Food security is one of the defining challenges of our time, and the chemical industry is central to solving it. As the global population nears 10 billion by 2050, demand for food is rising fast. Yet the resources to meet that demand—arable land, labor and water—are shrinking. Since 1960, arable land per person has declined by over 50 percent, according to the Food and Agriculture Organization of the United Nations, due to urbanization, erosion and climate stress.
At the heart of this dilemma lies a simple question: How do we produce more food, using fewer resources, with less environmental impact? The answer increasingly lies in fertilizers, crop protection and chemistry-led innovation.
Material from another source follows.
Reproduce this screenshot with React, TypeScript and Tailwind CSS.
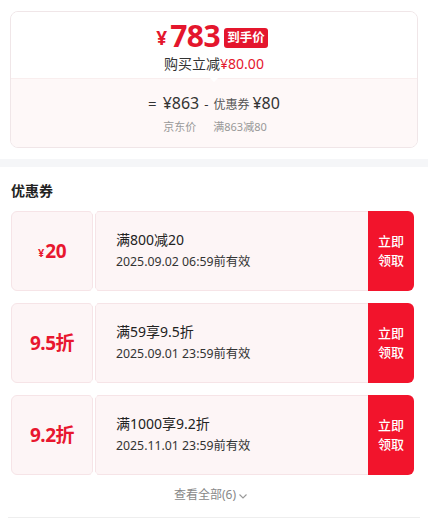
import React from 'react';

const coupons = [
  { big: '20', yen: true, title: '满800减20', date: '2025.09.02 06:59前有效' },
  { big: '9.5折', yen: false, title: '满59享9.5折', date: '2025.09.01 23:59前有效' },
  { big: '9.2折', yen: false, title: '满1000享9.2折', date: '2025.11.01 23:59前有效' },
];

function Coupon({ c }: { c: (typeof coupons)[number] }) {
  return (
    <div className="relative flex h-[80px]">
      <div className="w-[82px] shrink-0 rounded-l-[6px] rounded-r-[4px] border border-[#f6e4e7] bg-[#fdf5f6] flex items-center justify-center text-[#e8172f] font-bold">
        {c.yen && <span className="text-[11px] mt-[4px] mr-[1px]">¥</span>}
        <span className="text-[19px] tracking-[-0.5px]">{c.big}</span>
      </div>
      <div className="w-[2px] shrink-0" />
      <div className="flex-1 rounded-l-[4px] border border-r-0 border-[#f6e4e7] bg-[#fdf5f6] flex flex-col justify-center pl-[20px] text-[#222]">
        <div className="text-[14px] leading-[20px]">{c.title}</div>
        <div className="text-[12.3px] leading-[20px] mt-[2px] text-[#333]">{c.date}</div>
      </div>
      <div className="w-[46px] shrink-0 rounded-r-[6px] bg-[#f2142c] flex items-center justify-center text-white text-[13px] font-medium leading-[19px] text-center">
        立即<br />领取
      </div>
      <span className="absolute left-[80px] top-[-3px] w-[6px] h-[6px] rounded-full bg-white" />
      <span className="absolute left-[80px] bottom-[-3px] w-[6px] h-[6px] rounded-full bg-white" />
    </div>
  );
}

export default function App() {
  return (
    <div className="w-[428px] h-[532px] bg-white overflow-hidden" style={{ fontFamily: '"Noto Sans", "Noto Sans CJK SC", sans-serif' }}>
      <div className="px-[10px] pt-[11px]">
        <div className="rounded-[8px] border border-[#f0e6e8] overflow-hidden">
          <div className="relative h-[66px] bg-white flex flex-col items-center pt-[7px]">
            <div className="flex items-center text-[#e4162d] font-bold h-[34px] mr-[4px]">
              <span className="text-[19px] mt-[4px] mr-[3px]">¥</span>
              <span className="text-[30px] leading-none tracking-[-0.5px]">783</span>
              <span className="ml-[4px] mt-[4px] h-[20px] px-[3px] rounded-[3px] bg-[#e4162d] text-white text-[12.5px] leading-[20px]">到手价</span>
            </div>
            <div className="text-[14px] leading-[18px] text-[#333] mt-[2px]">
              购买立减<span className="text-[#e4162d]">¥80.00</span>
            </div>
            <span className="absolute left-1/2 bottom-[-4px] -translate-x-1/2 w-0 h-0 border-x-[5px] border-x-transparent border-t-[5px] border-t-white z-10" />
          </div>
          <div className="h-[69px] bg-[#fef8f8] border-t border-[#f9eeee] flex flex-col items-center pt-[12px]">
            <div className="flex items-baseline text-[#333] leading-[24px]">
              <span className="text-[15px] mr-[6px]">=</span>
              <span className="text-[16px]">¥863</span>
              <span className="text-[13px] mx-[5px]">-</span>
              <span className="text-[12px] text-[#555]">优惠券</span>
              <span className="text-[16px] ml-[3px]">¥80</span>
            </div>
            <div className="flex text-[#999] mt-[1px] leading-[18px] ml-[2px]">
              <span className="text-[11px]">京东价</span>
              <span className="text-[11px] ml-[17px]">满863减80</span>
            </div>
          </div>
        </div>
      </div>
      <div className="h-[8px] bg-[#f5f6f8] mt-[11px]" />
      <div className="px-[10px]">
        <div className="pt-[14px] pb-[10px] text-[14px] font-bold text-[#222] leading-[20px] pl-[1px]">优惠券</div>
        <div className="flex flex-col gap-[12px] pl-[1px] pr-[4px]">
          {coupons.map((c) => (
            <Coupon key={c.title} c={c} />
          ))}
        </div>
        <div className="flex items-center justify-center h-[38px] text-[12px] text-[#888] mt-[1px] mr-[6px]">
          查看全部(6)
          <svg width="10" height="10" viewBox="0 0 10 10" className="ml-[2px] mt-[2px]">
            <path d="M1.5 3.5 L5 7 L8.5 3.5" fill="none" stroke="#999" strokeWidth="1.1" />
          </svg>
        </div>
        <div className="h-px bg-[#eeeeee] mt-[3px] mx-[-2px]" />
      </div>
    </div>
  );
}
Fertilizers alone account for roughly 50 percent of global food production, according to the International Fertilizer Association (IFA). Without them, crops would reach only a fraction of their potential.
“For decades, there was plenty of farmland available, and basic commodity fertilizers were sufficient. But as arable land becomes limited, efficiency is now the priority,” says Bruce Bodine, CEO of The Mosaic Company, highlighting the industry-wide shift enhancing yield per acre. However, innovation is crucial to mitigate their environmental footprint. For example, innovations at the ICL Group include AI-driven nutrient blending and biodegradable fertilizer coatings to reduce waste and runoff.
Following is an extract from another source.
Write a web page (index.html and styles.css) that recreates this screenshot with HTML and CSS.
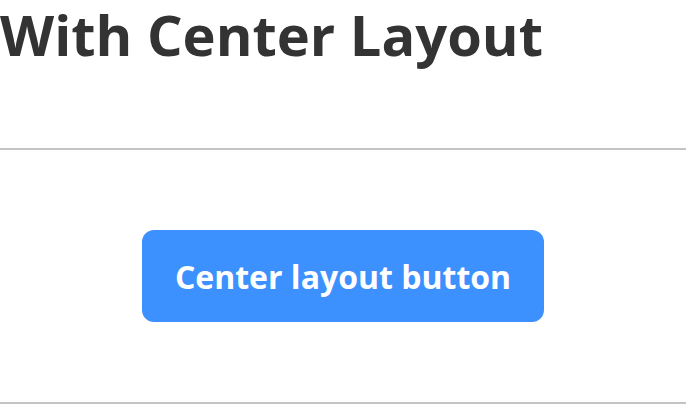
FILE: index.html
```html
<!DOCTYPE html>
<html>
<head>
<meta charset="utf-8">
<link rel="stylesheet" href="styles.css">
</head>
<body>
<h1 class="title">With Center Layout</h1>
<div class="divider"></div>
<section class="center">
  <button class="btn">Center layout button</button>
</section>
<div class="divider"></div>
</body>
</html>
```

FILE: styles.css
```css
html, body {
  margin: 0;
  padding: 0;
  background: #fff;
}
body {
  font-family: "Open Sans", "Noto Sans", sans-serif;
  color: #333;
}
.title {
  margin: 0;
  font-size: 56px;
  font-weight: 700;
  line-height: 68px;
  height: 148px;
}
.divider {
  height: 2px;
  background: #c4c4c4;
}
.center {
  display: flex;
  justify-content: center;
  align-items: center;
  height: 252px;
}
.btn {
  font-family: "Open Sans", "Noto Sans", sans-serif;
  font-size: 32px;
  font-weight: 700;
  color: #fff;
  background: #3d91ff;
  border: none;
  border-radius: 12px;
  width: 402px;
  height: 92px;
  padding: 0;
}
```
Compounding this is a worsening labor shortage. In the U.S., the average farmer is nearly 60, and younger generations inheriting the land are becoming less inclined to pick up the baton. “Labor shortages in rural areas are a growing problem, leading to increased demand for automation,” says Jeff Rowe, CEO of Syngenta Group. To address these challenges, the chemical industry is not only advancing crop protection products but also driving innovation in digital farming tools. Companies like Syngenta are using AI, not only in the lab, but in the field too: “AI is assisting farmers directly—providing digital agronomists that help them make real-time decisions,” Rowe adds. These tools are especially impactful for smallholder farmers in remote regions, where local agronomic support is often limited.
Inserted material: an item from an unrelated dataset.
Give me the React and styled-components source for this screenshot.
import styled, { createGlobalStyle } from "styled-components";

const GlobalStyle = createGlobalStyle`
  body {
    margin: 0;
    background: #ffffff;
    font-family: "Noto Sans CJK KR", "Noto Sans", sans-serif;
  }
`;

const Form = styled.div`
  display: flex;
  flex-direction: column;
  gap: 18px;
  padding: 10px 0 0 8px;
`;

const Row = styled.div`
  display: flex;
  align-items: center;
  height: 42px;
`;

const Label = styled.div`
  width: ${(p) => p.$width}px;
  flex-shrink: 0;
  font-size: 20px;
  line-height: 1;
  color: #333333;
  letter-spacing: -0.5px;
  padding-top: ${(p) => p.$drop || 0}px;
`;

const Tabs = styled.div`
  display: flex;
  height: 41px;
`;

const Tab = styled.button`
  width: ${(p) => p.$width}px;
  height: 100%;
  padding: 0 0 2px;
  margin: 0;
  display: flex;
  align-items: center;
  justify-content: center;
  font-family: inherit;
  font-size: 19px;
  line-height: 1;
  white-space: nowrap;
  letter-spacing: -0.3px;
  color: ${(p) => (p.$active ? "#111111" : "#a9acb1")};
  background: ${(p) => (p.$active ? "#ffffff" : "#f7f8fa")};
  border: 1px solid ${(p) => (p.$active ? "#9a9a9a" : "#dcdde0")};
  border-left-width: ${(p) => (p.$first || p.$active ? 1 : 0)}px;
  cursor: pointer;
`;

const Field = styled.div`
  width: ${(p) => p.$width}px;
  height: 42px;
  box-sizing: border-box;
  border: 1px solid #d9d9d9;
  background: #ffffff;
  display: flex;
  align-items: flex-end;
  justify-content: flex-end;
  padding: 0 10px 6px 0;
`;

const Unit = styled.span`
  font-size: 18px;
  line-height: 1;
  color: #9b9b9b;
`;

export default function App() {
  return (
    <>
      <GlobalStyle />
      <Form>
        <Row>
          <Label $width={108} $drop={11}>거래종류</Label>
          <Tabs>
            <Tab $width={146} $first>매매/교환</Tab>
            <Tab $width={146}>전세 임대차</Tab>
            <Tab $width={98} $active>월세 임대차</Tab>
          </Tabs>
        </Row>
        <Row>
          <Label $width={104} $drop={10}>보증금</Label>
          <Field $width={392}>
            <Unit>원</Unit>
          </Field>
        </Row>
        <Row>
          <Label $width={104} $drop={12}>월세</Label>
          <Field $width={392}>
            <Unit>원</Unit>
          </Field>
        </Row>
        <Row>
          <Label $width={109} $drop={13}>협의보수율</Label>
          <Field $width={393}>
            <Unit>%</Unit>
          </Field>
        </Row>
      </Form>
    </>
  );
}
AI also plays a critical role upstream, helping chemical companies identify new active ingredients and optimize genetic combinations, advancing discovery processes in a similar way to pharmaceutical development. “We use AI to identify new active ingredients and genetic combinations. Machine learning helps us optimize our selection process, making research more efficient,” Rowe explains. He cites a recent launch of a crop protection product that helps farmers in high-risk regions prevent pest-related crop losses and avoid full-season wipeouts. Without such solutions, farmers in Brazil faced the possibility of losing their entire harvests. This highlights the critical role that science — and chemistry in particular — plays in supporting food security in vulnerable areas.
As the agricultural landscape evolves, the chemical industry is expanding beyond synthetic solutions. One area of rapid growth is biologicals—natural products derived from living organisms—that are increasingly integrated into modern crop protection strategies. These inputs are seen not as replacements but as complements to traditional agrochemicals, often providing more targeted and environmentally conscious modes of action. “Biological inputs, with their diverse modes of action, are critical tools to address this challenge,” says Eda Reinot, CEO of Certis Biologicals. Their product “tackles tough soil-borne fungal and bacterial diseases when applied in-furrow ... enhancing crop fertility, increasing nutrient uptake and root-shoot weight.”
As chemical companies expand into biological solutions, startups like Loam Bio are advancing microbial products that rebuild soil carbon, a resource often overlooked by traditional inputs. Guy Hudson, co-founder and CEO of Loam Bio, notes that 20 percent to 60 percent of carbon has been lost from farm soils, despite its essential role in soil health, water retention and nutrient availability. While nitrogen levels can be managed with existing tools, no comparable solution existed for soil carbon. In response, the startup is developing a biological treatment designed to increase and stabilize carbon levels in agricultural soils: “Research indicates that applying these fungi can increase soil carbon by up to 20 percent, with some studies showing a 9.4 percent rise in total organic carbon. This leads to better crop yields and more durable carbon storage.”
This evolution in inputs reflects a broader shift: from volume to value, from extraction to regeneration. Circular models are emerging across the industry. “We extract all the proteins that are not usable for ethanol out of the corn to make corn oil and distillers’ grain products. Both are used for animal feeds or biodiesel,” explains Stuart A. Rose, executive chair of REX American Resources.
Much of the growth potential lies in Latin America, which holds over one-third of the world’s potential arable land and 28 percent of its renewable water. “Argentina has the resources—fertile soil, skilled labor and strong agricultural expertise—to double food production. Stability and reduced export tariffs will accelerate this growth,” says Federico Alonso-Hidalgo, general manager of Gleba.
The path ahead is steep, but the tools are evolving. “With the right data, passion and resolve, the industry can rise to the challenges ahead,” says Raviv Zoller, CEO, ICL Group. That optimism, grounded in chemistry, rooted in the soil, is how we feed the future.